In a starred review, Becky Spratford of Library Journal stated that the book has wide appeal than Tender Is the Flesh, calling it "even more immersive and disquieting, as the apocalyptic climate it describes hits closer to home." Spratford praised the "engaging and humanizing voice" of the unreliable narrator. Publishers Weekly wrote that the book "examines religious devotion and the search for tenderness in a world torn apart by climate collapse." The review praised the translation by Sarah Moses, writing that it captures the "lush lyricism" with which Bazterrica describes the "harrowing" events of the novel. Madeline Schultz of Chicago Review of Books stated that the book "balances fable, fiction, and fearlessness in a truly unforgettable fashion." Schultz awarded the book five stars out of a possible five, praising it for its timely exploration of women's rights in a world full of "rampant misogyny."

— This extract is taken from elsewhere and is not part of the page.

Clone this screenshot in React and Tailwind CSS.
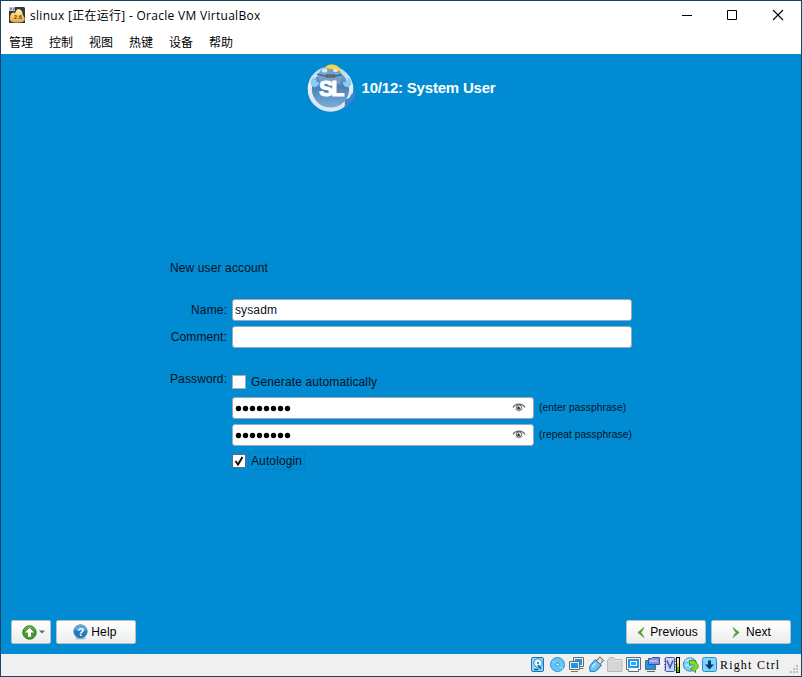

Kirkus Reviews review stated that the narrative could be tough to follow because of the narrator's fragmented memory, and that the denouement could be unsatisfying. Nevertheless, the review called the work "caustically original" as well as "unflinching and provocative." John Mauro of Grimdark Magazine wrote that the novel contains many great ideas, but that none of them feel fully fleshed out. Mauro felt that the love story was the best part of the novel, but that the other subplots never fully developed beyond the book's synopsis. Mauro praised the "clipped" writing style and noted that fans of Tender Is the Flesh would likely enjoy it. However, he concluded that the novel was "scant" and may leave readers wanting more.

The novel was a finalist for the 2026 Locus Award for Best Translated Novel.